# WHAT YOU HAVE TO DO
In this exercise, return the whole listing exactly, excluding any images.

::: RECORDED DATA

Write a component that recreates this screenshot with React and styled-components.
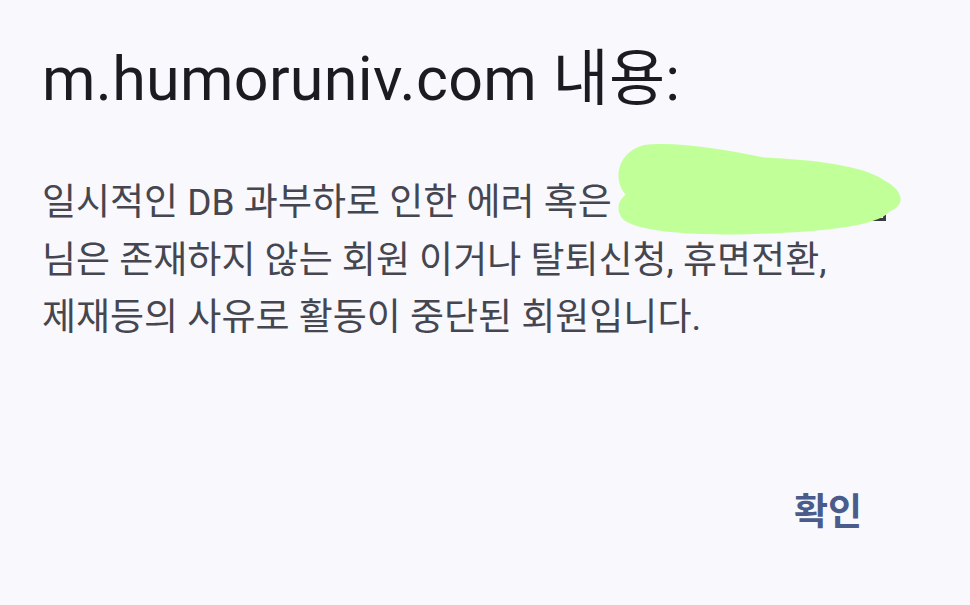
import React from 'react'
import styled, { createGlobalStyle } from 'styled-components'

const GlobalStyle = createGlobalStyle`
    html, body {
        margin: 0;
        padding: 0;
        background: #f8f8fd;
    }
    body {
        font-family: Roboto, "Noto Sans CJK KR", sans-serif;
    }
`;

const App = () => {
    return (
        <Dialog>
            <GlobalStyle />
            <Title>m.humoruniv.com 내용:</Title>
            <Message>
                일시적인 DB 과부하로 인한 에러 혹은 <Redacted>
                    <Blob viewBox="0 0 287 90" preserveAspectRatio="none">
                        <path
                            d="M30 2 C60 -2 110 6 150 14 C200 16 250 22 270 36 C290 46 292 60 276 66 C262 82 200 86 140 88 C80 90 30 86 12 76 C2 70 2 56 12 50 C0 40 0 10 30 2 Z"
                            fill="#c1ff99"
                        />
                    </Blob>
                </Redacted>
                <br />
                님은 존재하지 않는 회원 이거나 탈퇴신청, 휴면전환,
                <br />
                제재등의 사유로 활동이 중단된 회원입니다.
            </Message>
            <Actions>
                <ConfirmButton>확인</ConfirmButton>
            </Actions>
        </Dialog>
    )
}

const Dialog = styled.div`
    width: 970px;
    height: 605px;
    box-sizing: border-box;
    padding: 43px 42px 0 42px;
    display: flex;
    flex-direction: column;
    background: #f8f8fd;
`;

const Title = styled.h1`
    margin: 0;
    font-size: 61px;
    line-height: 72px;
    font-weight: 400;
    color: #1b1b21;
    letter-spacing: 0.3px;
`;

const Message = styled.p`
    margin: 59px 0 0 0;
    font-size: 37px;
    line-height: 57.5px;
    color: #45464f;
    font-weight: 400;
`;

const Redacted = styled.span`
    position: relative;
    display: inline-block;
    width: 257px;
    height: 32px;
    margin-left: 8px;
    vertical-align: -6px;
    border: 3px solid #3a3b44;
    border-top: none;
    box-sizing: border-box;
`;

const Blob = styled.svg`
    position: absolute;
    left: -18px;
    top: -46px;
    width: 287px;
    height: 93px;
`;

const Actions = styled.div`
    display: flex;
    justify-content: flex-end;
    margin-top: 135px;
    padding-right: 66px;
`;

const ConfirmButton = styled.button`
    border: none;
    background: transparent;
    padding: 0;
    font-family: Roboto, "Noto Sans CJK KR", sans-serif;
    font-size: 37px;
    font-weight: 700;
    color: #4a5c8c;
    cursor: pointer;
`;

export default App;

::::::

# RESPONSE
Write a component that recreates this screenshot with React and styled-components.
import React from 'react'
import styled, { createGlobalStyle } from 'styled-components'

const GlobalStyle = createGlobalStyle`
    html, body {
        margin: 0;
        padding: 0;
        background: #f8f8fd;
    }
    body {
        font-family: Roboto, "Noto Sans CJK KR", sans-serif;
    }
`;

const App = () => {
    return (
        <Dialog>
            <GlobalStyle />
            <Title>m.humoruniv.com 내용:</Title>
            <Message>
                일시적인 DB 과부하로 인한 에러 혹은 <Redacted>
                    <Blob viewBox="0 0 287 90" preserveAspectRatio="none">
                        <path
                            d="M30 2 C60 -2 110 6 150 14 C200 16 250 22 270 36 C290 46 292 60 276 66 C262 82 200 86 140 88 C80 90 30 86 12 76 C2 70 2 56 12 50 C0 40 0 10 30 2 Z"
                            fill="#c1ff99"
                        />
                    </Blob>
                </Redacted>
                <br />
                님은 존재하지 않는 회원 이거나 탈퇴신청, 휴면전환,
                <br />
                제재등의 사유로 활동이 중단된 회원입니다.
            </Message>
            <Actions>
                <ConfirmButton>확인</ConfirmButton>
            </Actions>
        </Dialog>
    )
}

const Dialog = styled.div`
    width: 970px;
    height: 605px;
    box-sizing: border-box;
    padding: 43px 42px 0 42px;
    display: flex;
    flex-direction: column;
    background: #f8f8fd;
`;

const Title = styled.h1`
    margin: 0;
    font-size: 61px;
    line-height: 72px;
    font-weight: 400;
    color: #1b1b21;
    letter-spacing: 0.3px;
`;

const Message = styled.p`
    margin: 59px 0 0 0;
    font-size: 37px;
    line-height: 57.5px;
    color: #45464f;
    font-weight: 400;
`;

const Redacted = styled.span`
    position: relative;
    display: inline-block;
    width: 257px;
    height: 32px;
    margin-left: 8px;
    vertical-align: -6px;
    border: 3px solid #3a3b44;
    border-top: none;
    box-sizing: border-box;
`;

const Blob = styled.svg`
    position: absolute;
    left: -18px;
    top: -46px;
    width: 287px;
    height: 93px;
`;

const Actions = styled.div`
    display: flex;
    justify-content: flex-end;
    margin-top: 135px;
    padding-right: 66px;
`;

const ConfirmButton = styled.button`
    border: none;
    background: transparent;
    padding: 0;
    font-family: Roboto, "Noto Sans CJK KR", sans-serif;
    font-size: 37px;
    font-weight: 700;
    color: #4a5c8c;
    cursor: pointer;
`;

export default App;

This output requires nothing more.